厚生労働省は今月31日から、感染症法で新型インフルエンザ等感染症として扱っているA/H1N1を、通常の季節性対策に移行し、「インフルエンザ(H1N1)2009」とすることにした。東日本大震災の発生を受けて、厚生科学審議会感染症部会の会合が中止となったため、持ち回り審議で決定した。
厚労省は、世界保健機関(WHO)の声明を受けて、09年4月に、感染症法に基づく新型インフルの発生を公表した。その後、WHOのポストパンデミック宣言を踏まえ、政府の対策本部が10年8月に、季節性と異なる大きな流行といった特別な事情が生じない場合には、今年度末をメドに、通常の季節性対策へ移す方針を確認していた。
厚労省は、今シーズンの状況が、[1]季節外れの大規模な流行がない[2]季節性と同程度の流行規模[3]複数のウイルスが混在[4]季節性と類似の臨床像――で、「季節性と異なる特別な事情は生じなかった」と判断した。

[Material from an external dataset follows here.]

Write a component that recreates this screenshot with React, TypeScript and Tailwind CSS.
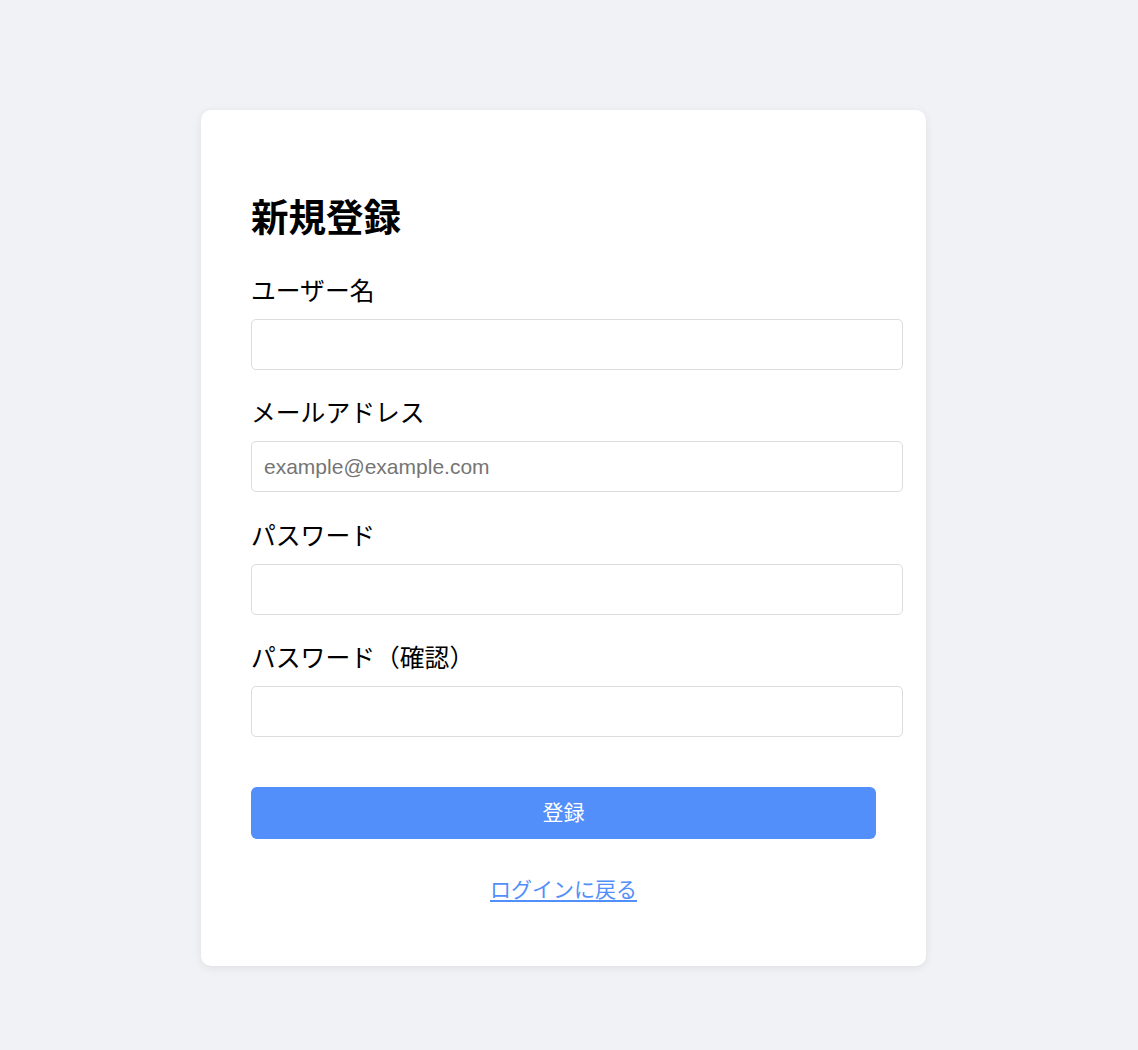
const FIELDS = [
  { label: "ユーザー名", type: "text", placeholder: "" },
  { label: "メールアドレス", type: "email", placeholder: "example@example.com" },
  { label: "パスワード", type: "password", placeholder: "" },
  { label: "パスワード（確認）", type: "password", placeholder: "" },
];

export default function App() {
  return (
    <div
      className="min-h-[1050px] w-full bg-[#f0f2f5] pt-[110px] pr-[11px] flex justify-center items-start"
      style={{ fontFamily: '"Liberation Sans", "Noto Sans CJK JP", sans-serif' }}
    >
      <div className="w-[725px] rounded-[10px] bg-white px-[50px] pt-[81px] pb-[59px] shadow-[0_2px_10px_rgba(0,0,0,0.08)]">
        <h2 className="text-[37.5px] font-bold leading-[54px] text-black">新規登録</h2>

        <form className="mt-[28px]" onSubmit={(e) => e.preventDefault()}>
          {FIELDS.map((f) => (
            <div key={f.label} className="mb-[25.4px]">
              <label className="block pt-[2px] text-[24.8px] leading-[34px] text-black">{f.label}</label>
              <input
                type={f.type}
                placeholder={f.placeholder}
                className="mt-[10px] box-content block w-[626px] rounded-[5px] border border-[#dcdcdc] bg-white px-3 py-3 text-[21px] leading-[25px] text-black placeholder:text-[#757575] outline-none"
              />
            </div>
          ))}

          <button
            type="submit"
            className="mt-[50px] block h-[52px] w-full rounded-[6px] bg-[#528ffa] text-[21px] text-white"
          >
            登録
          </button>
        </form>

        <div className="mt-[36px] text-center leading-[30px]">
          <a href="#" className="text-[21px] text-[#528ffa] underline underline-offset-[3px]">
            ログインに戻る
          </a>
        </div>
      </div>
    </div>
  );
}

今後、全医療機関を対象に、重傷者や死亡者の臨床情報の報告を求めていた「重症サーベイランス」は、入院時の医療対応のみを報告する恒久的制度「入院サーベイランス」(全国約500カ所の基幹定点医療機関が対象)に見直す。新たな仕組みは、7月に省令改正し、次のシーズンを迎える9月から開始する予定。